Manasie Akpaliapik transforms Inuit legends into art

The McCord Stewart Museum showcases its new exhibition, Inuit Universe

Akpaliapik’s sculptures reference traditional characters from Inuit myths, like the sea goddess Talilayuq or the Sacred Owl. Photo Amelle Margaron

On Oct. 2, the McCord Stewart Museum held the vernissage for Inuit Universe, a new exhibition featuring the work of renowned Inuit sculptor Manasie Akpaliapik. The exhibition, which officially opened to the public on Oct. 4, highlights over 40 years of Akpaliapik’s career. 

Originally presented in the summer of 2021 at the Musée national des beaux-arts du Québec (MNBAQ), the show was curated by the MNBAQ’s early art curator Daniel Drouin. The MNBAQ and McCord exhibition teams have since been adapting the exhibition between 2022 and 2024 to showcase Akpaliapik’s work for a Montreal audience. After missing the original 2021 showing due to illness, Akpaliapik was able to attend the exhibition in person on Oct. 2 for the first time.

“It was very moving to listen to [Akpaliapik] as he toured the exhibition, to hear his stories and testimonies, which are such an integral part of his creative process,” said Anne Eschapasse, president and chief executive officer of the McCord. 

The exhibition features 40 of Akpaliapik’s sculptures, crafted from raw materials such as whalebone, caribou antlers, walrus tusks, musk ox horns and found minerals. 

To collect these materials, Akpaliapik returns to his home region of Irpiarjuk on Baffin Island, Nunavut every summer, where he roams the beaches with the help of his family and community. At the end of the season, he heads south to his studio in Cobourg, Ontario to begin sculpting. 

Akpaliapik doesn’t plan his works, choosing to let them emerge spontaneously, allowing his materials to guide him and honouring the relationship between human and animal. 

The resulting works are poetic and proof of Akpaliapik’s creativity and carving dexterity. As visitors walk through the exhibition, white stone faces peek out from the hollow of whale vertebrae. Animals and humanoid figures take on a supernatural form with additional limbs made out of antlers, doubled heads and amorphous, organic bodies. The titles reference traditional characters from Inuit myths, like the sea goddess Talilayuq or the Sacred Owl.

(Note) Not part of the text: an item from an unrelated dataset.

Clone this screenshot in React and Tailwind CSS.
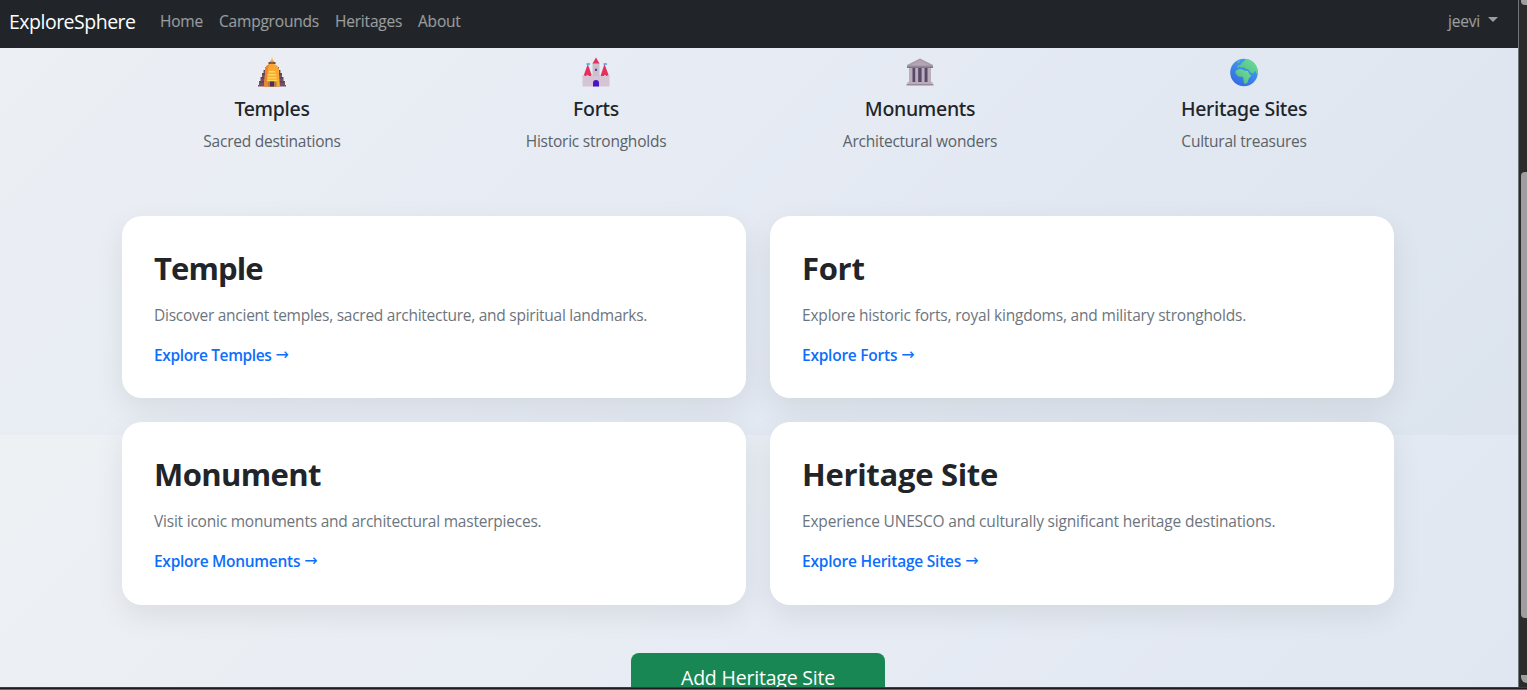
import React from 'react';

const TempleIcon = () => (
    <svg viewBox="0 0 28 30" className="w-7 h-[30px]">
        <path d="M7 10h14v3h1.500v3H24v4h1.500v4H27v4h1v1.500H0V28h1v-4h1.500v-4H4v-4h1.500v-3H7z" fill="#75505f" />
        <path d="M6 13.500h16M4.500 17h19M3 21h22M2 25h24" stroke="#4f3850" strokeWidth="1" />
        <path d="M14 0l1.500 5h-3z" fill="#f6c23e" />
        <path d="M10.500 5h7v2h-7z" fill="#6d4658" />
        <path d="M12 3.800h4v1.500h-4z" fill="#e99a35" />
        <path d="M7 13c0-8.500 14-8.500 14 0v4l1 12.500H6L7 17z" fill="#f9a836" />
        <path d="M7 13c0-3.500 2.500-5.500 5-6C9.500 10 9.500 16 9 29.500H6L7 17z" fill="#ed8434" />
        <path d="M11 14h6v1.400h-6zM10 17h8v1.400h-8zM9.500 20h9v1.400h-9zM9 22.800h10v1.200H9z" fill="#ffdc4f" />
        <path d="M9.500 24.500h9v5h-9z" fill="#b9783f" />
        <path d="M12 24.500h4v5h-4z" fill="#49305f" />
    </svg>
);

const FortIcon = () => (
    <svg viewBox="0 0 28 30" className="w-7 h-[30px]">
        <path d="M4.500 6H8v2H4.500zM21.500 6H25v2h-3.500z" fill="#58bde8" />
        <path d="M10.500 6h7v15h-7z" fill="#cdbfc9" />
        <path d="M14 .5l3.500 6h-7z" fill="#e5305e" />
        <path d="M5.800 7l4.200 12H1.500zM22.500 7L27 19h-8.500z" fill="#e5305e" />
        <path d="M.5 18h2v1h2v-1h2v1h2.500v-1h2v1h6v-1h2v1H22v-1h2v1h1.500v-1h2v11.500H.5z" fill="#d5c4d3" />
        <path d="M12.900 14v-1.300a1.100 1.100 0 0 1 2.200 0V14z" fill="#5843b5" />
        <path d="M11 29.500V26a3 3 0 0 1 6 0v3.500z" fill="#4a14c4" />
    </svg>
);

const MonumentIcon = () => (
    <svg viewBox="0 0 28 30" className="w-7 h-[30px]">
        <path d="M3 11h22v14H3z" fill="#594867" />
        <path d="M3 11h3.500v14H3zM9.200 11h3v14h-3zM15.600 11h3v14h-3zM21.500 11H25v14h-3.500z" fill="#b9aebd" />
        <path d="M14 1.500l13 6.500v2H1V8z" fill="#a89bab" />
        <path d="M14 3.500L23 8H5z" fill="#b3a7b7" />
        <path d="M1 9.500h26V11H1z" fill="#83758a" />
        <path d="M1.500 25h25v2h-25z" fill="#b9adbc" />
        <path d="M.5 27h27v1.500H.5z" fill="#998b9d" />
    </svg>
);

const GlobeIcon = () => (
    <svg viewBox="0 0 28 30" className="w-7 h-[30px]">
        <defs>
            <linearGradient id="sea" x1="0.8" y1="0" x2="0.2" y2="1">
                <stop offset="0" stopColor="#41a7ee" />
                <stop offset="1" stopColor="#3568e2" />
            </linearGradient>
            <linearGradient id="land" x1="1" y1="0" x2="0" y2="1">
                <stop offset="0" stopColor="#6be892" />
                <stop offset="1" stopColor="#55ad8c" />
            </linearGradient>
            <clipPath id="globe"><circle cx="14" cy="15.500" r="13.800" /></clipPath>
        </defs>
        <circle cx="14" cy="15.500" r="13.800" fill="url(#sea)" />
        <g clipPath="url(#globe)" fill="url(#land)">
            <path d="M7 10.500l1-2 3-1 1-2 2-1 2-3h6l5 5 2 8-1 4-1.500-2-1.500-3-2 3-2.500-1-2-3-3.500-1-1.500-1.500-2 1-2-1.500-1 1.500z" />
            <path d="M5.500 14l3.500-2 3 .3 2 1.200 4 .5 1.500 3.500 2 .5-3 4-1 3.500-2 1.500-1.500-1-1-6-4.500-.5-3-3z" />
            <path d="M7 5.500l2.500-2L9 6z" />
        </g>
    </svg>
);

const navLinks = [
    { label: 'Home', style: 'w-[43px]' },
    { label: 'Campgrounds', style: 'w-[100px]' },
    { label: 'Heritages', style: 'w-[67px]' },
    { label: 'About', style: 'w-[44px]' },
];

const features = [
    { icon: <TempleIcon />, title: 'Temples', text: 'Sacred destinations' },
    { icon: <FortIcon />, title: 'Forts', text: 'Historic strongholds' },
    { icon: <MonumentIcon />, title: 'Monuments', text: 'Architectural wonders' },
    { icon: <GlobeIcon />, title: 'Heritage Sites', text: 'Cultural treasures' },
];

const categories = [
    {
        title: 'Temple',
        titleStyle: 'tracking-[-0.9px]',
        text: 'Discover ancient temples, sacred architecture, and spiritual landmarks.',
        textStyle: 'tracking-[-0.26px]',
        link: 'Explore Temples',
        linkStyle: 'tracking-[-0.38px]',
    },
    {
        title: 'Fort',
        titleStyle: 'tracking-[-0.3px]',
        text: 'Explore historic forts, royal kingdoms, and military strongholds.',
        textStyle: 'tracking-[-0.19px]',
        link: 'Explore Forts',
        linkStyle: 'tracking-[-0.24px]',
    },
    {
        title: 'Monument',
        titleStyle: 'tracking-[-0.6px]',
        text: 'Visit iconic monuments and architectural masterpieces.',
        textStyle: 'tracking-[-0.22px]',
        link: 'Explore Monuments',
        linkStyle: 'tracking-[-0.28px]',
    },
    {
        title: 'Heritage Site',
        titleStyle: 'tracking-[-0.3px]',
        text: 'Experience UNESCO and culturally significant heritage destinations.',
        textStyle: 'tracking-[-0.18px]',
        link: 'Explore Heritage Sites',
        linkStyle: 'tracking-[-0.22px]',
    },
];

const Navbar = () => (
    <nav className="h-12 shrink-0 bg-[#212529] flex items-center pl-[9px] pr-5 pb-[5px] whitespace-nowrap">
        <a href="#" className="w-[127px] mr-6 text-[19.5px] tracking-[-0.5px] text-white">ExploreSphere</a>
        <div className="flex gap-4 text-[15.5px] tracking-[-0.2px] text-white/55">
            {navLinks.map((item) => (
                <a key={item.label} href="#" className={item.style}>{item.label}</a>
            ))}
        </div>
        <a href="#" className="ml-auto flex items-center gap-2 text-[15.5px] tracking-[-0.2px] text-white/55">
            jeevi
            <span className="mb-1 border-x-[5px] border-x-transparent border-t-[5px] border-t-white/55" />
        </a>
    </nav>
);

const CategoryCard = ({ item }) => (
    <div className="h-[182.4px] rounded-[20px] bg-white px-8 pt-[33px] shadow-[0_10px_30px_rgba(0,0,0,0.08)] whitespace-nowrap">
        <h2 className={`mb-[15.6px] text-[31px] leading-[38.4px] font-bold text-[#212529] ${item.titleStyle}`}>{item.title}</h2>
        <p className={`mb-4 text-[15.5px] leading-6 text-[#6c757d] ${item.textStyle}`}>{item.text}</p>
        <a href="#" className={`flex gap-1 text-[15.5px] leading-6 font-semibold text-[#0d6efd] ${item.linkStyle}`}>
            {item.link}
            <span className="font-['DejaVu_Sans',sans-serif] text-[16px] font-normal">→</span>
        </a>
    </div>
);

const App = () => (
    <div className="h-[690px] flex flex-col overflow-hidden bg-[#242228] font-['Open_Sans',sans-serif]">
        <div className="h-[687px] flex">
            <div className="w-[1518px] flex flex-col overflow-hidden bg-[linear-gradient(135deg,#eef1f4,#e6ebf4,#dce4ee)] bg-[length:1518px_690px] bg-[position:0_435px]">
                <Navbar />
                <main className="w-[1296px] ml-[110px]">
                    <div className="grid grid-cols-4 pt-[9px] text-center">
                        {features.map((item) => (
                            <div key={item.title} className="flex flex-col items-center">
                                {item.icon}
                                <h5 className="mt-[10px] mb-2 text-[19.5px] leading-6 tracking-[-0.3px] font-medium text-[#212529] font-['Noto_Sans',sans-serif]">{item.title}</h5>
                                <p className="text-[15.5px] leading-6 tracking-[-0.24px] text-[#5a6268]">{item.text}</p>
                            </div>
                        ))}
                    </div>
                    <div className="mt-[63px] px-3 grid grid-cols-2 gap-6">
                        {categories.map((item) => (
                            <CategoryCard key={item.title} item={item} />
                        ))}
                    </div>
                    <div className="mt-12 flex justify-center">
                        <button className="w-[254px] h-12 rounded-lg bg-[#198754] pt-px text-[19.5px] tracking-[-0.2px] text-white">Add Heritage Site</button>
                    </div>
                </main>
            </div>
            <div className="w-[9px] pl-[2px] flex flex-col bg-[#2b2b2b] border-l border-[#70757a]">
                <div className="h-[5px] shrink-0 bg-[#9f9d9f] rounded-bl-sm" />
                <div className="mt-[167px] h-[446px] shrink-0 bg-[#9f9d9f] rounded-l-[4px]" />
                <div className="mt-auto mb-1 h-2 shrink-0 bg-[#9f9d9f] rounded-bl-lg" />
            </div>
        </div>
        <div className="h-px bg-[#3c3c42]" />
        <div className="h-px bg-[#1e1c20]" />
        <div className="h-px bg-[#6b646c]" />
    </div>
);

export default App;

“Everything I am doing is trying to capture some of the culture of our traditions, about simple things like hunting, wearing traditional clothing and using legends,” Akpaliapik said. 

Akpaliapik first learned to sculpt by watching family members. After the tragic death of his first wife and two children in a fire in 1980, the hammer and chisel provided Akpaliapik with an outlet throughout this and many other difficult moments in his life, including a cancer scare and alcoholism. 

“Sculpting brought me back to life,” Akpaliapik said, now nine years sober. “It helped me heal.”

In addition to his sculpting, Akpaliapik is also a drum dancer. To open the exhibition, he performed three Inuit drum songs. From ages 12 to 16, Akpaliapik lived in a residential school in Iqaluit where Inuit culture and beliefs were forbidden, preventing him from playing the drum or singing in his native tongue, Inuktitut.

“When I was growing up, it was hard to see what we could be proud of in our culture, but as the time goes by, I can see there is a lot to be proud of,” Akpaliapik said. “I feel that the only way we can preserve [Inuit] culture is if people see it.”

“Maybe 95 per cent of visitors who will show up in this room will have no idea what Inuit art is [...] and they will be confronted for the first time by a true Inuit culture,” Drouin said. “There is a form of learning that is undertaken by visitors as they take in the force and strength of [Akpaliapik]’s art.”

Inuit Universe will be on display until March 9, 2025.